Rather each belt is driven by a host of particular leaning. Take Nick Ferrarri, a conservative host who leads the 7am to 10am belt while James O’brien a liberal leads the 10am to 1pm belt.
This is a station that until recently had Kate Hopkins on its dial. There’s a host for every point of view, in that way the entire station creates balance, never really leans in any one direction, truly leading Britain’s conversation.
Is there a talk radio station in Nigeria willing to adopt a different style? Will the NBC be willing to negotiate a different kind of balance that encourages the future of talk radio?
Whenever I suggest the LBC style I am told of the unique peculiarities of Nigeria and the Nigerian listener. How the thing that works ‘over there’ cannot work in Naija.
Nigeria has her peculiarities a great many of us are either uneducated or poorly educated and we have to design a talk format that is unique to those peculiarities.

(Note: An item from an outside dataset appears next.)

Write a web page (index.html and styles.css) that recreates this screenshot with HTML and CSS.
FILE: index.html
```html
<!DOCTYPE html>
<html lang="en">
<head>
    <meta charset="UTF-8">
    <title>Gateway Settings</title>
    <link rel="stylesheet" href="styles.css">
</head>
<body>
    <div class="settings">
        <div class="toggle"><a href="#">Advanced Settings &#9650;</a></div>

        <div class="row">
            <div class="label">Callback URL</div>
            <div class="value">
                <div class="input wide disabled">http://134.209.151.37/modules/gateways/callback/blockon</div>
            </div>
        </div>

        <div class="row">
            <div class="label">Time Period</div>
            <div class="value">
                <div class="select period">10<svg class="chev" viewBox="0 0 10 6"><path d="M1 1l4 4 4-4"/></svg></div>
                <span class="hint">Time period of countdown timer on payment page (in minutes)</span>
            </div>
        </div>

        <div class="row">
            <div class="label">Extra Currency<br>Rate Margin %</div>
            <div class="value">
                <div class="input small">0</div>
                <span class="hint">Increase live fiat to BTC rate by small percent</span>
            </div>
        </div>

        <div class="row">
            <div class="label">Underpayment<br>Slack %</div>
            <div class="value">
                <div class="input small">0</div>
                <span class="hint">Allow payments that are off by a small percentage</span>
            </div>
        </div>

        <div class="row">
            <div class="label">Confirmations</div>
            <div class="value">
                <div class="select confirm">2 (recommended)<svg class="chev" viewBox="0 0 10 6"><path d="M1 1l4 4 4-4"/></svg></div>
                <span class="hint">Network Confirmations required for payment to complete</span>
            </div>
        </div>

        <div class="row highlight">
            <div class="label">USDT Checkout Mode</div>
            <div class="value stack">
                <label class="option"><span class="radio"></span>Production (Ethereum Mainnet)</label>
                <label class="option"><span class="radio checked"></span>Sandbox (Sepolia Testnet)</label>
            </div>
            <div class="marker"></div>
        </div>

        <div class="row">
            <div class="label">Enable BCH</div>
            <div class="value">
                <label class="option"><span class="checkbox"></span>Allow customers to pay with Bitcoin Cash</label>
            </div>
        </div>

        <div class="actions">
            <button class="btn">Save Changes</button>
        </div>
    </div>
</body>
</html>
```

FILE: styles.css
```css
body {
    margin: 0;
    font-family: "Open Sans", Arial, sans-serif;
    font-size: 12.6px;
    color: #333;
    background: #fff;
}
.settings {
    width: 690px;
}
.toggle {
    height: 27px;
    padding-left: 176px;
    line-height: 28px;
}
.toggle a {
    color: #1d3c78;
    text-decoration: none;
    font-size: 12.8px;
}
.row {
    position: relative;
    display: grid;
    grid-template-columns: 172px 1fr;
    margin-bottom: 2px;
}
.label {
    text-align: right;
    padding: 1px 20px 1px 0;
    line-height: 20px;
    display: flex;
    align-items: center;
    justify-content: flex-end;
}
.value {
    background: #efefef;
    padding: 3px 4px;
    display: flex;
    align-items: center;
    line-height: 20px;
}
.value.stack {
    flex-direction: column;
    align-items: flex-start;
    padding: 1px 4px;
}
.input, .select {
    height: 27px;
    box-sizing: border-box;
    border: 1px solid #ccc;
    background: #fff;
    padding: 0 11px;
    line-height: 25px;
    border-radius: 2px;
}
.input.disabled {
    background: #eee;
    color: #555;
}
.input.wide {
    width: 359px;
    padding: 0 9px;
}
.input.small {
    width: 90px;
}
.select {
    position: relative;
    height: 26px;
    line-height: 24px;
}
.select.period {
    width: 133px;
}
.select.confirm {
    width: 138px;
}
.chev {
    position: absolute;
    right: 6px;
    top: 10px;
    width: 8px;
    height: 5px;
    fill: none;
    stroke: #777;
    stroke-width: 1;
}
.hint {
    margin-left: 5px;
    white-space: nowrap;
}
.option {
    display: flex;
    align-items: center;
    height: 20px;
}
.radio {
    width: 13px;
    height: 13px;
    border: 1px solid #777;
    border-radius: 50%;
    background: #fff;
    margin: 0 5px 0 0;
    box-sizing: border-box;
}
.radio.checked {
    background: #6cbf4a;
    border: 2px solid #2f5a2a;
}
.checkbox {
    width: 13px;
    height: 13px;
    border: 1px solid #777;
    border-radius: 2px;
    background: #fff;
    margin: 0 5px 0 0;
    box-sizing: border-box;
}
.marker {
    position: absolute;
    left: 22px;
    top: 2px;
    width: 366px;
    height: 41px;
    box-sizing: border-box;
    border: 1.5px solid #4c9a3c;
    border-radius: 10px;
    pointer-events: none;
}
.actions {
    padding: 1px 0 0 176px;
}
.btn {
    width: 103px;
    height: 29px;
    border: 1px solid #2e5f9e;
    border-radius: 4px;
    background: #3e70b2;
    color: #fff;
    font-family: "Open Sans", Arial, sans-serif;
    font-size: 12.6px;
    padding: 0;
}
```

I understand such reservations, after all OFCOM, the UK broadcast monitor allows within the code the “transmitting of provocative material- even if some people consider it offensive- as long as it is editorially justified and the audience is given appropriate information.”
I would have gotten away with the Asaba massacre anniversary broadcast under such code.
I do understand but I disagree.
Have the Nigerian listener stopped desiring the unbiased truth, the freedom to express themselves, to hear and be heard?
Have they stopped challenging status quo and seeking representation in the media; just like all listeners in the world?
If all these haven’t changed then talk radio has to stop pretending to reach for the inevitable and just do its absolute best to encourage dialogue that informs, inspires , educate and entertains Nigerians.
Talk radio in Nigeria today is mercurial, but talk radio can find success despite the current challenges. It will involve taking these few steps:
- Employ experienced broadcast talents.
- Train broadcast talents
- Consistency and a narrow focus on format is the key to talk radio’s survival in Nigeria
- Dedication to a chosen format ensures listenership. Professionalism increases listenership; listenership brings market. Market brings profit.
- Talk radio cannot survive its infantile stage as a profit driven venture.
- Investors have to focus on content and societal impact before profit.
- Advertisers cannot call the shots in commercialization of talk radio.
- NBC needs to be regarded as a partner not an adversary, no matter how long it will take to achieve some kind of synergy.
- NBC’s history is the reason for most of its knee-jerk reaction to controversial broadcast but an independent NBC is an asset to Nigeria.
- Nigeria is fertile ground for the talk format; current talk radio stations need the competition.
- Investor- owners of talk radio stations need to accept that it will challenge the norm and must be prepared to be a support system to the on-air talent.
CONSISTENCY IS THE KEY
The future of talk radio in Nigeria depends on this. Dedication to the chosen format. Pick one, stick to it. There’s no need for a format we don’t understand, so simplify it.
Let us avoid making the news, talk and sports format a cover for being masters of nothing in an industry where mastering and specificity is everything.